__WHAT THE EXERCISE ASKS__: Return the number of lines that include the string "source", without any other text.

********************

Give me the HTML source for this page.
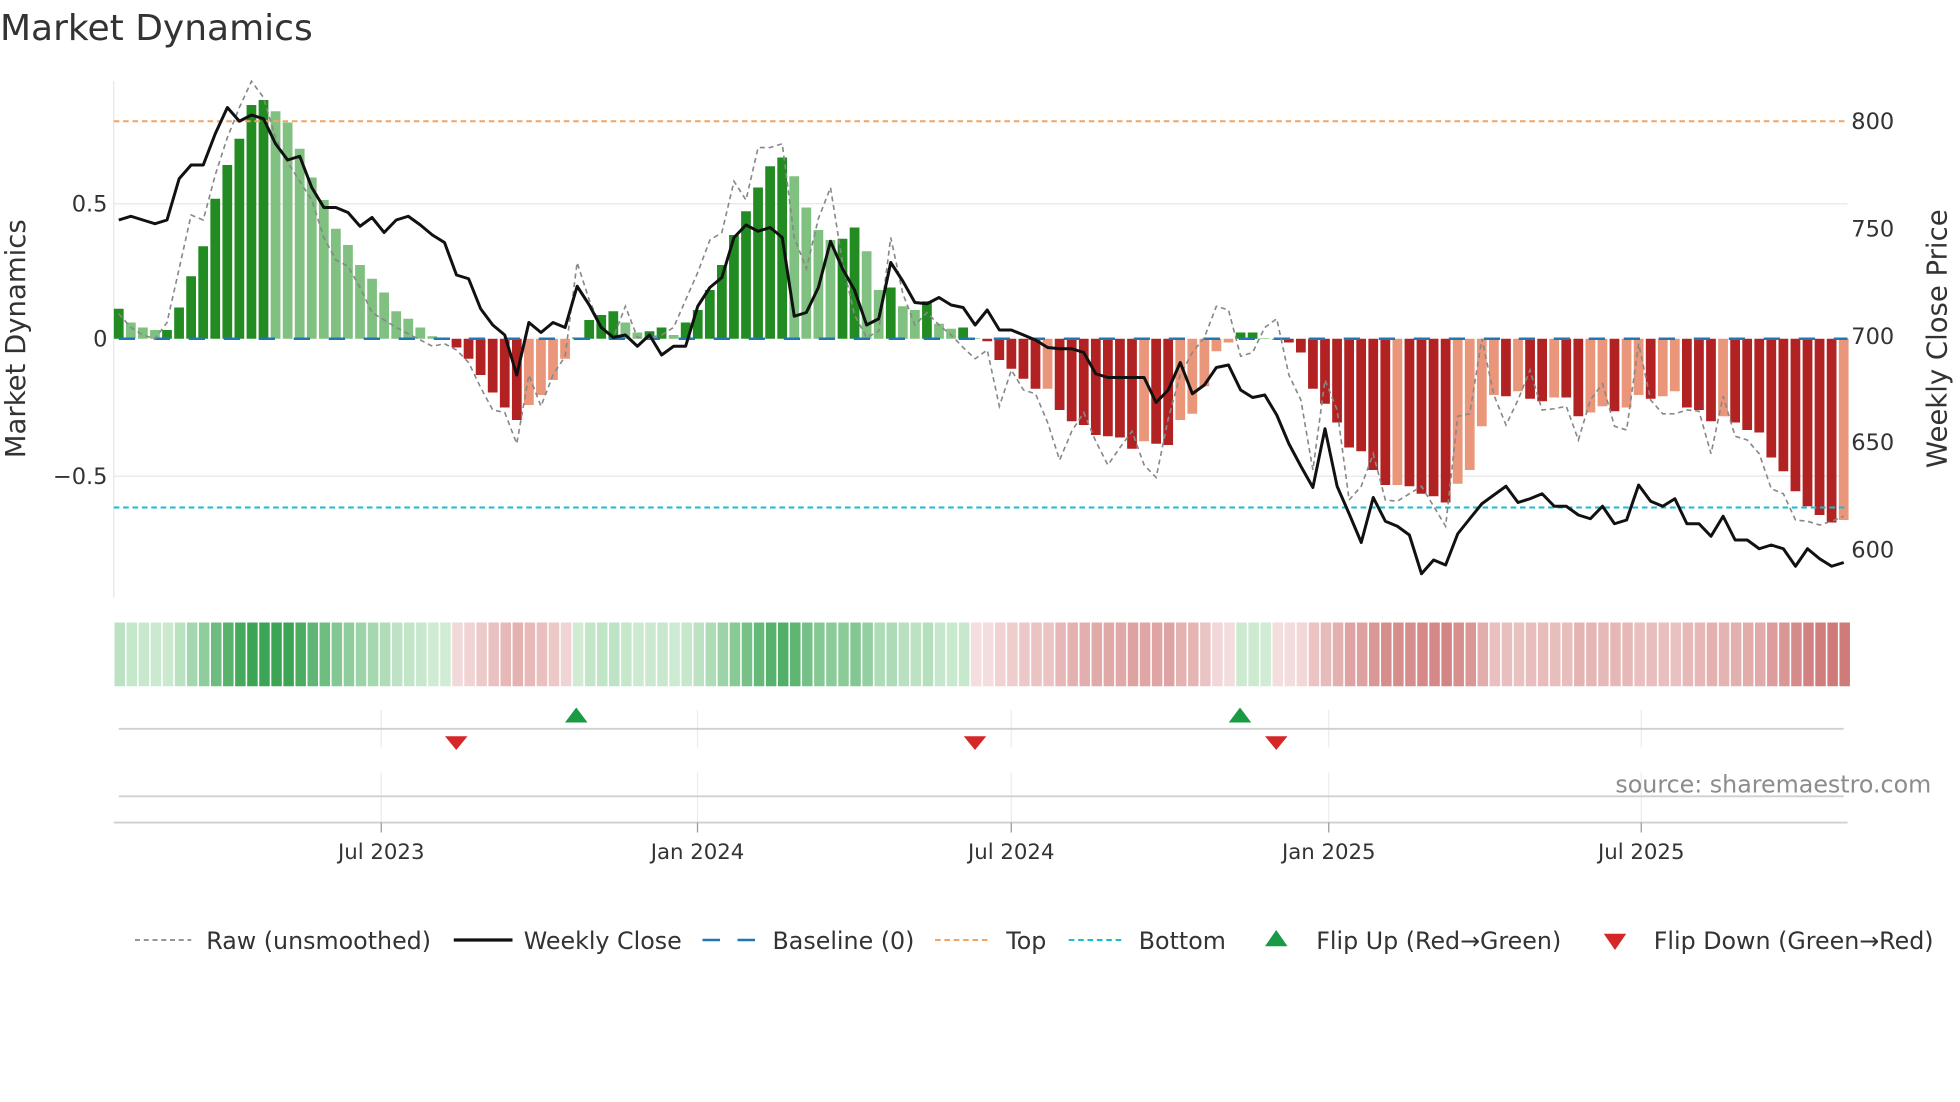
<!DOCTYPE html>
<html><head><meta charset="utf-8">
<style>
html,body{margin:0;padding:0;background:#fff;}
svg{display:block;}
text{font-family:"DejaVu Sans","Liberation Sans",sans-serif;fill:#333;}
</style></head>
<body>
<svg id="s" width="1960" height="1102" viewBox="0 0 1568 881.6" xmlns="http://www.w3.org/2000/svg">
<rect width="1568" height="882" fill="#fff"/>
<text x="0" y="32" font-size="28.8" fill="#333">Market Dynamics</text>
<line x1="91" y1="163" x2="1478" y2="163" stroke="#ebebeb" stroke-width="1.2"/>
<line x1="91" y1="381" x2="1478" y2="381" stroke="#ebebeb" stroke-width="1.2"/>
<line x1="91" y1="65" x2="91" y2="478" stroke="#e6e6e6" stroke-width="1"/>
<g id="bars"></g>
<line x1="95" y1="271" x2="1478" y2="271" stroke="#1f77b4" stroke-width="2" stroke-dasharray="13 15"/>
<line x1="91" y1="97" x2="1478" y2="97" stroke="#f4a460" stroke-width="1.6" stroke-dasharray="4.5 3"/>
<line x1="91" y1="406" x2="1478" y2="406" stroke="#17becf" stroke-width="1.6" stroke-dasharray="4.5 3"/>
<polyline id="raw" fill="none" stroke="#888" stroke-width="1.3" stroke-dasharray="4 3"/>
<polyline id="close" fill="none" stroke="#111" stroke-width="2.4" stroke-linejoin="round"/>
<text x="86" y="169" font-size="18" text-anchor="end">0.5</text>
<text x="86" y="277" font-size="18" text-anchor="end">0</text>
<text x="86" y="387" font-size="18" text-anchor="end">−0.5</text>
<text transform="translate(20,271) rotate(-90)" font-size="22" text-anchor="middle">Market Dynamics</text>
<text x="1481" y="103" font-size="18">800</text>
<text x="1481" y="189" font-size="18">750</text>
<text x="1481" y="275" font-size="18">700</text>
<text x="1481" y="360" font-size="18">650</text>
<text x="1481" y="446" font-size="18">600</text>
<text transform="translate(1557,271) rotate(-90)" font-size="22" text-anchor="middle">Weekly Close Price</text>
<g id="strip"></g>
<g stroke="#ececec" stroke-width="1">
<line x1="305" y1="568" x2="305" y2="598"/><line x1="558" y1="568" x2="558" y2="598"/><line x1="809" y1="568" x2="809" y2="598"/><line x1="1063" y1="568" x2="1063" y2="598"/><line x1="1313" y1="568" x2="1313" y2="598"/>
<line x1="305" y1="618" x2="305" y2="658"/><line x1="558" y1="618" x2="558" y2="658"/><line x1="809" y1="618" x2="809" y2="658"/><line x1="1063" y1="618" x2="1063" y2="658"/><line x1="1313" y1="618" x2="1313" y2="658"/>
</g>
<line x1="95" y1="583" x2="1475" y2="583" stroke="#d0d0d0" stroke-width="1.5"/>
<line x1="95" y1="637" x2="1475" y2="637" stroke="#d0d0d0" stroke-width="1.5"/>
<line x1="91" y1="658" x2="1478" y2="658" stroke="#d0d0d0" stroke-width="1.5"/>
<g stroke="#999" stroke-width="1"><line x1="305" y1="658" x2="305" y2="666"/><line x1="558" y1="658" x2="558" y2="666"/><line x1="809" y1="658" x2="809" y2="666"/><line x1="1063" y1="658" x2="1063" y2="666"/><line x1="1313" y1="658" x2="1313" y2="666"/></g>
<g font-size="17" text-anchor="middle">
<text x="305" y="687">Jul 2023</text><text x="558" y="687">Jan 2024</text><text x="809" y="687">Jul 2024</text><text x="1063" y="687">Jan 2025</text><text x="1313" y="687">Jul 2025</text>
</g>
<text x="1545" y="634" font-size="19" text-anchor="end" style="fill:#8c8c8c">source: sharemaestro.com</text>
<g fill="#1a9a45"><polygon points="452,578 470,578 461,566"/><polygon points="983,578 1001,578 992,566"/></g>
<g fill="#d62728"><polygon points="356,589 374,589 365,600"/><polygon points="771,589 789,589 780,600"/><polygon points="1012,589 1030,589 1021,600"/></g>
<g font-size="19">
<line x1="108" y1="752" x2="153" y2="752" stroke="#888" stroke-width="1.4" stroke-dasharray="4 3"/>
<text x="165" y="759">Raw (unsmoothed)</text>
<line x1="363" y1="752" x2="410" y2="752" stroke="#111" stroke-width="2.6"/>
<text x="419" y="759">Weekly Close</text>
<line x1="562" y1="752" x2="606" y2="752" stroke="#1f77b4" stroke-width="2" stroke-dasharray="14 14"/>
<text x="618" y="759">Baseline (0)</text>
<line x1="748" y1="752" x2="793" y2="752" stroke="#f4a460" stroke-width="1.6" stroke-dasharray="4.5 3"/>
<text x="805" y="759">Top</text>
<line x1="855" y1="752" x2="899" y2="752" stroke="#17becf" stroke-width="1.6" stroke-dasharray="4.5 3"/>
<text x="911" y="759">Bottom</text>
<polygon points="1012,757 1030,757 1021,744" fill="#1a9a45"/>
<text x="1053" y="759">Flip Up (Red→Green)</text>
<polygon points="1283,747 1301,747 1292,760" fill="#d62728"/>
<text x="1323" y="759">Flip Down (Green→Red)</text>
</g>
</svg>
<script>
var H=[24,13,9,7,7,25,50,74,112,139,160,187,191,182,173,152,129,111,88,75,59,48,37,22,16,9,2,0.5,-7,-16,-29,-43,-55,-65,-53,-45,-33,-16,1,15,19,22,13,5,6,9,3,13,23,39,59,83,102,121,138,145,130,105,87,79,80,89,70,39,41,26,23,30,12,8,9,0.5,-2,-17,-24,-32,-40,-40,-57,-66,-69,-77,-78,-79,-88,-82,-84,-85,-65,-60,-38,-10,-3,5,5,0.5,-1,-3,
-11,-40,-52,-67,-87,-90,-105,-117,-117,-118,-124,-126,-131,-116,-105,-70,-45,-46,-42,-48,-50,-47,-47,-62,-59,-54,-58,-55,-45,-48,-46,-42,-55,-57,-66,-62,-67,-73,-75,-95,-106,-122,-134,-141,-147,-145];
var runs=[["D",1],["L",3],["D",9],["L",15],["D",6],["L",4],["D",4],["L",2],["D",2],["L",1],["D",9],["L",4],["D",2],["L",2],["D",1],["L",2],["D",1],["L",2],["D",1],["L",1],["D",5],["L",1],["D",7],["L",1],["D",2],["L",5],["D",2],["L",2],["D",1],
["D",8],["L",1],["D",4],["L",4],["D",1],["L",1],["D",2],["L",1],["D",2],["L",2],["D",1],["L",2],["D",1],["L",2],["D",3],["L",1],["D",9],["L",1]];
var D=[];runs.forEach(function(r){for(var i=0;i<r[1];i++)D.push(r[0]);});
var C=[176,173,176,179,176,143,132,132,107,86,97,92,95,115,128,125,150,166,166,170,181,174,186,176,173,180,188,194,220,223,247,260,268,300,258,266,258,262,229,244,262,270,268,277,268,284,277,277,245,230,222,190,180,185,182,190,253,250,230,193,215,232,260,255,210,225,242,243,238,244,246,260,248,264,264,268,272,278,279,279,282,299,302,302,302,302,322,312,290,315,308,294,292,312,318,316,332,355,373,390,343,389,411,434,398,417,421,428,459,448,452,427,415,403,396,389,402,399,395,405,405,412,415,405,419,416,388,401,405,399,419,419,429,413,432,432,439,436,439,453,439,447,453,450];
var R=[251,262,268,271,258,215,172,176,140,110,86,65,78,110,130,145,160,190,208,213,230,250,256,262,267,272,277,275,280,290,310,328,330,355,300,325,300,285,210,240,262,270,245,270,270,268,262,240,218,192,186,145,160,118,118,115,190,215,175,150,210,252,270,265,190,235,260,250,260,268,278,287,280,325,296,312,315,338,368,345,330,353,372,358,345,372,382,335,300,282,270,245,248,285,282,262,255,300,320,376,304,328,400,389,363,400,401,395,389,405,421,333,331,271,316,340,320,296,328,327,325,352,320,307,341,344,275,320,331,331,328,329,363,317,349,352,363,391,395,416,417,420,417,413];
var ns="http://www.w3.org/2000/svg",b=document.getElementById("bars"),st=document.getElementById("strip");
function mix(a,c,t){return "rgb("+[0,1,2].map(function(i){return Math.round(a[i]+(c[i]-a[i])*t)}).join(",")+")";}
var cp=[],rp=[];
for(var k=0;k<144;k++){
 var x=95+9.65*k,h=H[k],d=D[k]||"D";
 var r=document.createElementNS(ns,"rect");
 r.setAttribute("x",(x-3.9).toFixed(2));r.setAttribute("width","7.8");
 if(h>=0){r.setAttribute("y",(271-h).toFixed(2));r.setAttribute("height",Math.max(h,0.5));r.setAttribute("fill",d=="D"?"#228b22":"#80c080");}
 else{r.setAttribute("y","271");r.setAttribute("height",-h);r.setAttribute("fill",d=="D"?"#b22222":"#e9967a");}
 b.appendChild(r);
 var s=document.createElementNS(ns,"rect");
 s.setAttribute("x",(91+9.65*k+0.6).toFixed(2));s.setAttribute("width","8.4");s.setAttribute("y","498");s.setAttribute("height","51");
 var g=(k>=38&&k<=70)||k<=27||(k>=93&&k<=95);
 if(g){var t=Math.min(1,Math.abs(h)/170);s.setAttribute("fill",mix([208,236,212],[60,165,85],t));}
 else{var t=Math.min(1,Math.abs(h)/150);s.setAttribute("fill",mix([244,222,222],[206,120,118],t));}
 st.appendChild(s);
 cp.push(x.toFixed(1)+","+C[k]);rp.push(x.toFixed(1)+","+R[k]);
}
document.getElementById("close").setAttribute("points",cp.join(" "));
document.getElementById("raw").setAttribute("points",rp.join(" "));
</script>
</body></html>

********************

__WRITTEN SOLUTION__: 2